When I finally rode him out into the white fence-enclosed jump paddock with eight jumps of varying heights, Caesar seemed content. Life was sweet again. We trotted and cantered along at a great rate, stretching and collecting at each barrier and rounding on the final fence—a double oxer—two fences in one jump, taken at a fast clip to clear both. Full head of steam, me rising in the irons, Caesar all shoulders and muscle, ears forward, pounding toward the two fences. And he stopped. Forelegs braced, head down.
I cleared the fences easily without him. “Astride the sky” they call it. My landing would have been only moderately embarrassing, but I smoked a pipe in those days and had stuffed it into my back pocket. The first bounce reminded me of that error in judgement. The tangleleg sprawl only added to my artistry. When I finished carving a swath down the paddock, I looked back and there was Caesar on the other side of the fence smiling at me.
The walnut-size bruise on my leathery buttock put me off the saddle for a couple of weeks allowing me to quit cold-turkey. I returned to the proud parent, watching my girl go on to glory at dressage with her own horse, Erik adding a ribbon to her wall-full.
That picture of me, holding my hat at the full gallop, aboard King was only possible, because Allison was galloping ahead of me aboard a mare.
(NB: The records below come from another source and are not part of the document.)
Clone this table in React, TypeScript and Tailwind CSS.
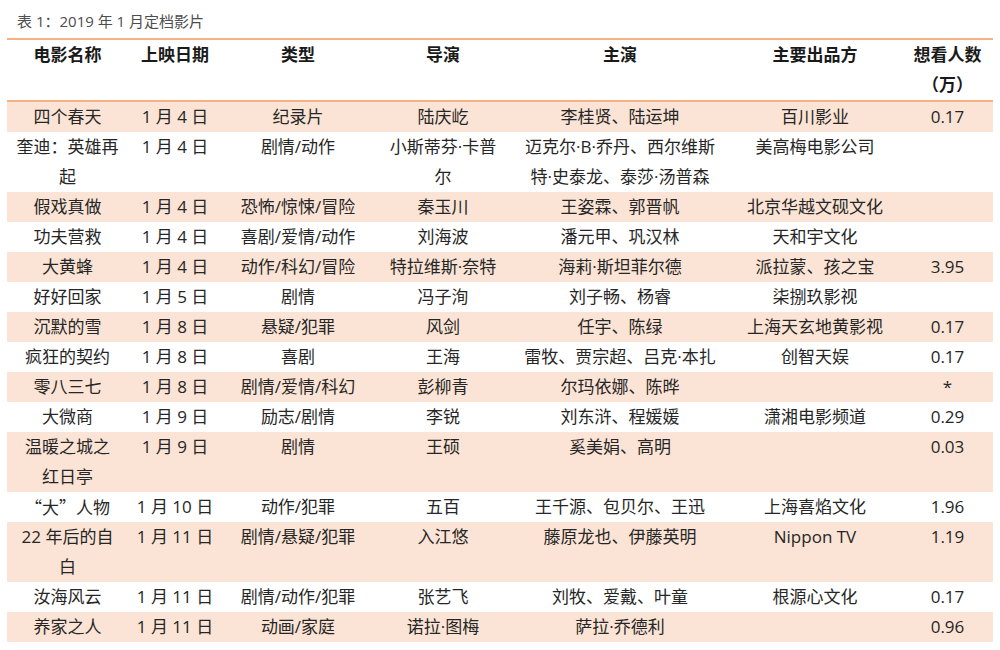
const headers = ['电影名称', '上映日期', '类型', '导演', '主演', '主要出品方', '想看人数\n（万）'];

// each row: name, date, genre, director, cast, studio, want
const rows: string[][] = [
  ['四个春天', '1 月 4 日', '纪录片', '陆庆屹', '李桂贤、陆运坤', '百川影业', '0.17'],
  ['奎迪：英雄再\n起', '1 月 4 日', '剧情/动作', '小斯蒂芬·卡普\n尔', '迈克尔·B·乔丹、西尔维斯\n特·史泰龙、泰莎·汤普森', '美高梅电影公司', ''],
  ['假戏真做', '1 月 4 日', '恐怖/惊悚/冒险', '秦玉川', '王姿霖、郭晋帆', '北京华越文砚文化', ''],
  ['功夫营救', '1 月 4 日', '喜剧/爱情/动作', '刘海波', '潘元甲、巩汉林', '天和宇文化', ''],
  ['大黄蜂', '1 月 4 日', '动作/科幻/冒险', '特拉维斯·奈特', '海莉·斯坦菲尔德', '派拉蒙、孩之宝', '3.95'],
  ['好好回家', '1 月 5 日', '剧情', '冯子洵', '刘子畅、杨睿', '柒捌玖影视', ''],
  ['沉默的雪', '1 月 8 日', '悬疑/犯罪', '风剑', '任宇、陈绿', '上海天玄地黄影视', '0.17'],
  ['疯狂的契约', '1 月 8 日', '喜剧', '王海', '雷牧、贾宗超、吕克·本扎', '创智天娱', '0.17'],
  ['零八三七', '1 月 8 日', '剧情/爱情/科幻', '彭柳青', '尔玛依娜、陈晔', '', '*'],
  ['大微商', '1 月 9 日', '励志/剧情', '李锐', '刘东浒、程媛媛', '潇湘电影频道', '0.29'],
  ['温暖之城之\n红日亭', '1 月 9 日', '剧情', '王硕', '奚美娟、高明', '', '0.03'],
  ['“大”人物', '1 月 10 日', '动作/犯罪', '五百', '王千源、包贝尔、王迅', '上海喜焰文化', '1.96'],
  ['22 年后的自\n白', '1 月 11 日', '剧情/悬疑/犯罪', '入江悠', '藤原龙也、伊藤英明', 'Nippon TV', '1.19'],
  ['汝海风云', '1 月 11 日', '剧情/动作/犯罪', '张艺飞', '刘牧、爱戴、叶童', '根源心文化', '0.17'],
  ['养家之人', '1 月 11 日', '动画/家庭', '诺拉·图梅', '萨拉·乔德利', '', '0.96'],
];

const cols = 'grid grid-cols-[121px_94px_152px_138px_216px_174px_91px]';

export default function App() {
  return (
    <div
      className="w-[1000px] h-[650px] bg-white px-[7px] text-[#262626] overflow-hidden"
      style={{ fontFamily: '"Open Sans", "Noto Sans CJK SC", sans-serif' }}
    >
      <div className="h-[38px] pl-[10px] pt-[10px] text-[15px] leading-[22px] text-[#4d4d4d]">
        表 1：2019 年 1 月定档影片
      </div>

      <div className="border-t-2 border-b-2 border-[#f4b183]">
        <div className={`${cols} text-[17px] leading-[30px] font-bold text-[#1a1a1a]`}>
          {headers.map((h) => (
            <div key={h} className="text-center whitespace-pre-line">
              {h}
            </div>
          ))}
        </div>
      </div>

      <div className="text-[17px] leading-[30px]">
        {rows.map((r, i) => (
          <div key={i} className={`${cols} ${i % 2 === 0 ? 'bg-[#fbe4d5]' : ''}`}>
            {r.map((c, j) => (
              <div
                key={j}
                className={`text-center whitespace-pre-line ${c.startsWith('“') ? "font-['Noto_Sans_CJK_SC']" : ''}`}
              >
                {c}
              </div>
            ))}
          </div>
        ))}
      </div>
    </div>
  );
}
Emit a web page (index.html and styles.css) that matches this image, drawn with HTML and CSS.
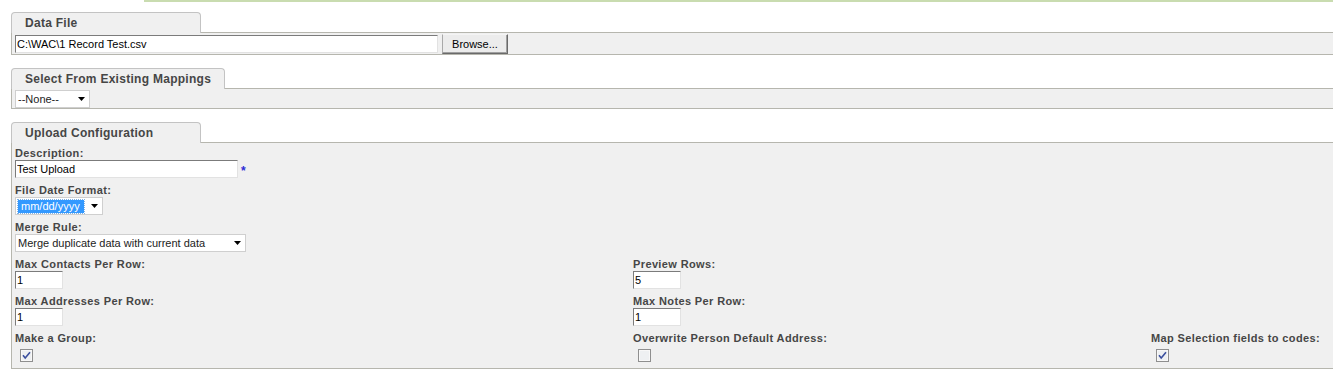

King had only recently been gelded and he remembered what mare horses are all about. So, there’s the sex in my horse romance. The moral of this cautionary tale? Horses are beautiful animals, just don’t trust them.
As a photojournalist, I shot a lot of rodeos, from White Sulphur Springs, Montana to Cody, Wyoming, to Yuma, Arizona and always marveled at the skill it took to ride the hurricane deck of a cayuse with really bad manners, rope a calf and tie him down with a pigging string, or ride down a stampeding herd on their way to the feed lot. I learned great respect for cowboys and the women they loved…and the women who loved cowboys.